DANS la foulée de la COP21, la conférence sur les changements climatiques, et forte du succès relatif qu’elle y a remporté, la France vient d’annoncer l’organisation d’une autre conférence internationale qui n’est pas de moindre importance. Il s’agit de la conférence en vue de la relance du processus de paix entre Palestiniens et Israéliens.
Cela s’est passé le 29 janvier dernier à l’occasion d’une cérémonie de vœux au corps diplomatique... Inutile de dire que le pari est risqué : il ne s’agit pas seulement de surmonter la difficulté qui consiste à amener autour d’une même table des protagonistes ayant pris l’habitude de douter du sérieux de leurs interlocuteurs (ou qui feignent d’en douter pour mieux se dérober à tout engagement), il s’agit de vaincre l’énorme poids du scepticisme qui alourdit d’emblée toute initiative de paix dans la région, avant même qu’elle ne soit entamée.
En outre, nous assistons actuellement à une sorte d’intifadha d’un nouveau genre, baptisée au départ «intifadha des couteaux» en référence à son mode operandi, mais qui se caractérise surtout par le fait qu’elle rompt avec tout mouvement de foule, qu’elle procède par attaques individuelles et ponctuelles, tout en étant meurtrière et installée dans la durée. Ce qui est de nature à favoriser un climat d’extrême méfiance entre les deux communautés, arabe et juive.
On s’interrogera à bon droit sur les parties qui ont intérêt à entretenir ce climat, par-delà l’incontestable ressort du désespoir qui agit au sein d’une jeunesse palestinienne privée de perspectives et qui ne veut plus accepter l’indignité dont est marquée son existence en raison de l’occupation. L’arrière-fond psychologique de cette nouvelle insurrection n’empêche pas, en effet, que des acteurs politiques cherchent à en tirer profit et, en même temps, à l’encourager d’une façon plus ou moins discrète et insidieuse.

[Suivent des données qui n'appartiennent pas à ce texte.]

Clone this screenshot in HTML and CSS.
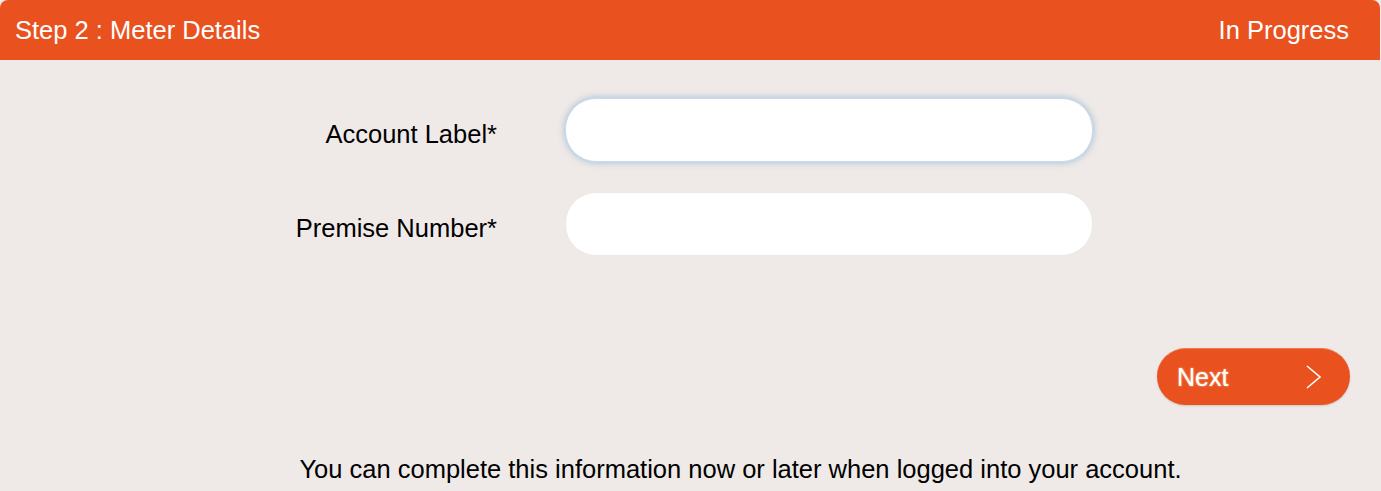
FILE: index.html
```html
<!DOCTYPE html>
<html lang="en">
<head>
    <meta charset="UTF-8">
    <meta name="viewport" content="width=device-width, initial-scale=1.0">
    <title>Meter Details</title>
    <link rel="stylesheet" href="styles.css">
</head>
<body>
    <div class="step-header">
        <span class="step-title">Step 2 : Meter Details</span>
        <span class="step-status">In Progress</span>
    </div>

    <div class="step-body">
        <div class="form-row">
            <label class="form-label" for="accountLabel">Account Label*</label>
            <input class="form-input is-focused" type="text" id="accountLabel" autofocus>
        </div>
        <div class="form-row">
            <label class="form-label" for="premiseNumber">Premise Number*</label>
            <input class="form-input" type="text" id="premiseNumber">
        </div>

        <div class="actions">
            <button class="next-button">
                <span>Next</span>
                <svg class="chevron" width="16" height="24" viewBox="0 0 16 24">
                    <polyline points="1,1 14,12 1,23" fill="none" stroke="#fff" stroke-width="1.6"/>
                </svg>
            </button>
        </div>

        <p class="note">You can complete this information now or later when logged into your account.</p>
    </div>
</body>
</html>
```

FILE: styles.css
```css
body {
    margin: 0;
    background-color: #EFEAE7;
    font-family: "Liberation Sans", Arial, sans-serif;
    color: #000;
}
.step-header {
    background-color: #E9511F;
    color: white;
    height: 60px;
    width: 1380px;
    box-sizing: border-box;
    border-radius: 8px 8px 0 0;
    display: flex;
    justify-content: space-between;
    align-items: center;
    padding: 0 31px 0 15px;
    font-size: 25.5px;
}
.step-body {
    padding-top: 38px;
}
.form-row {
    display: flex;
    align-items: center;
    margin-bottom: 30px;
}
.form-label {
    width: 497px;
    text-align: right;
    font-size: 25.5px;
    margin-right: 68px;
    padding-top: 8px;
}
.form-input {
    width: 528px;
    height: 64px;
    box-sizing: border-box;
    border: 1px solid #ECE8E6;
    border-radius: 31px;
    background: #fff;
    padding: 0 14px;
    font-family: inherit;
    font-size: 25.5px;
    outline: none;
    caret-color: #333;
}
.form-input.is-focused {
    border-color: #C9DCEB;
    box-shadow: 0 0 6px 1px rgba(120, 165, 205, 0.55);
}
.actions {
    display: flex;
    justify-content: flex-end;
    padding-right: 31px;
    margin-top: 92px;
}
.next-button {
    width: 193px;
    height: 57px;
    border: none;
    border-top: 1px solid #EF7A52;
    border-radius: 29px;
    background-color: #E9511F;
    box-shadow: 0 1px 2px rgba(0, 0, 0, 0.15);
    color: white;
    font-family: inherit;
    font-size: 25px;
    display: flex;
    align-items: center;
    justify-content: space-between;
    padding: 0 28px 0 20px;
    text-shadow: 0 0 2px rgba(255, 240, 200, 0.9);
    cursor: pointer;
}
.chevron {
    display: block;
}
.note {
    margin: 50px 0 0;
    padding-left: 100px;
    text-align: center;
    font-size: 25.5px;
}
```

Mais, quelle que soit la réponse qu’on apportera à cette question, il n’en demeure pas moins que nous sommes face à un contexte de terrain qui semble condamner d’avance toute velléité de paix. D’autant que, par ailleurs, le gouvernement Netanyahou n’a nullement renoncé à sa politique de poursuite des colonies, dans ce qui ressemble fort à une fuite en avant.
On est donc tentés de se demander quelle mouche a bien pu piquer les Français pour s’engager dans une telle initiative, même si, c’est vrai, Ban Ki-moon avait lancé un appel, trois jours plus tôt, afin que Palestiniens et Israéliens ne renoncent pas à la «vision de deux Etats, vivant côte à côte dans la paix et la sécurité». Côté israélien, du reste, cette annonce a été accueillie avec un certain dédain, et avec le reproche fait à la diplomatie française d’avoir assorti sa proposition d’une «menace» de reconnaissance de l’Etat palestinien si cette énième conférence n’était pas couronnée de succès.
On se souvient qu’en novembre 2014 le Parlement français avait déjà voté une résolution dans ce sens, mais sa portée était alors plus symbolique que juridique. Désormais, il s’agirait de franchir un nouveau pas, déjà franchi par un pays comme la Suède, mais qui prendrait sans doute une autre dimension s’il était à l’actif de la France, pilier de l’Union européenne et membre permanent du Conseil de sécurité.
En attendant, dira-t-on, est-ce que les affaires de la paix auront avancé d’un iota ? Pas sûr !
On verra dans les prochaines semaines quel écho recueille auprès de la communauté internationale l’initiative française. Si elle bénéficie d’un soutien large, elle peut, contre toute attente, provoquer une dynamique positive. Un test crucial va aussi être fait, à travers la réaction de l’Iran : de l’Iran qui a bouleversé la donne de ses relations diplomatiques depuis le récent accord de Vienne, en juillet dernier.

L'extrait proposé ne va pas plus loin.